My father was dismissed.
12 hours spread over two days. I’m very confident about the MBE and :dubious: about the Florida day.
One of our friends (who graduated a semester early and passed the bar in February) is parking her boat* next to the convention center and we are all planning to hop on board and get drunk, then crash on the boat.
*Her husband is already wealthy; she didn’t make boat money in her first three months in practice or anything. ![]()
IANAL, neither am I a builder, but I wonder a couple of things:
What did the police do, if anything, about the dogs’ attack? It seems to me that a 911 call would be in order, and if the dogs were still in the house, they would have been, at the very least, restrained in some way. (By the way, how did the attack end? Was it a 911 response? Did TFB come in and call them off? The dogs just left? That cat from the YouTube video a while back leap into action? Or what?) And what has happened to the dogs since?
How big are the dogs? It just seems to me that an expensive house ought to have a door that can withstand dogs jumping at it. Or was it a glass door or a screen door?
In TX, the essays are a crapshoot. Not sure if you did BarBri (odds are, you did), but they spend a considerable amount of time going over tests from years before. I remember seeing some prior Property questions and thinking how I could ace them, and then I saw the essay from the next test and was perplexed. I will say, my favorite question was about Commercial Paper, where I basically had to list 6 items, and that was the entire answer to the question.
At first, I thought you weer going to say that you were all crashing in the boat on the two nights before the test days. They were (and actually always are) doing construction near where we had our exam, and so some of my friends decided to get hotel rooms for the three nights - to avoid traffic / mishaps / ensure extra studying time / etc.
One of my friends (genius guy - Order of the Coif and all that, but no social skills; he didn’t receive a single second interview from OCIs, and he met w/ pretty much every major firm that was there) had a live-in girlfriend who was just as weird. When he came back after the three-day absence, he discovered she’d moved out and taken their cat. They reconciled a few months later, but it just struck us as such a horrible thing to come home to, after the mental hell of the past three months (or three years).
The boat plan sounds amazing! I wish my friends would’ve done something like that (if we could’ve even stayed awake), but after two beers, we were done.
Though you don’t know what fresh hell he put the girlfriend through …
This is quite possible, given the second (or maybe third) hand nature of the recounting (hanging out on the deck over a few beers). I’m pretty sure something like that was said, though.
You might get your wish, although not in the way you’d expect.

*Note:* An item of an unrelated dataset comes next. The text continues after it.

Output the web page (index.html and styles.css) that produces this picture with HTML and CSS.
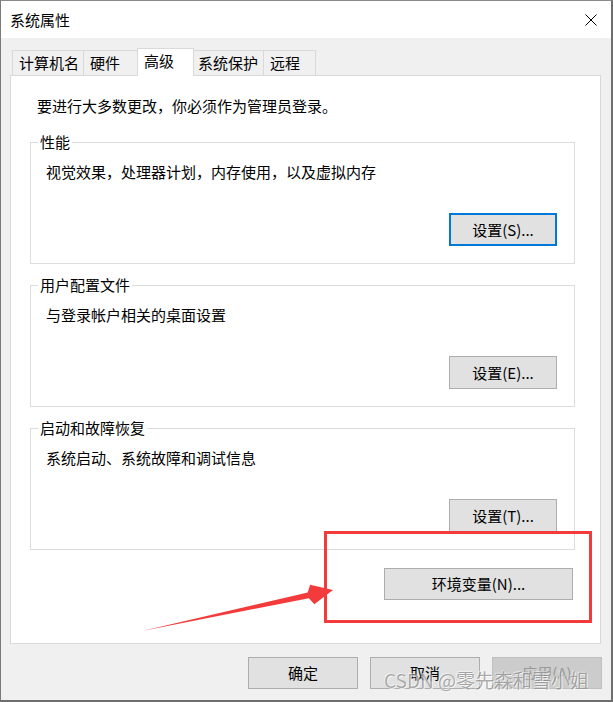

I’ve gotten an update, and it appears things aren’t looking good for TFB.  He’s apparently somewhat of a police hanger-on* (groupie?).  I don’t know the name for it, but a loser who can’t make the force, but hangs around them to try and be part of the LEO crowd.   Again, this is through a grapevine, but it seems he’d been taking the “buddies with the cops” act a little too far, and some of the low income side thought he actually was a deputy (apparently he’s been wearing a sort of uniform and performing his own “arrests”).  This may be part of their reluctance to summon police over earlier incidents.
According to my kin (via courthouse rumor mill) an “investigation” has been started into this mess.  This is getting really interesting.
*Is this a common thing?  Do police have to contend with wannabees hanging around trying to be part of the action?
Maybe Trust law is different in the US but in my jurisdiction, trust funds belong to the Trustees until such time as they vest in the beneficiary. So bankrupting a beneficiary would be of no consequence because that person only gets an income or lumps of capital as and when the Trustees decide.
That is the point of a trust - to keep the capital out of the hands of beneficiaries who can fritter it away.
I think the OP is using “trust fund baby” in the sense of a wealthy spoiled brat. I very much doubt he knows the specifics of his finances.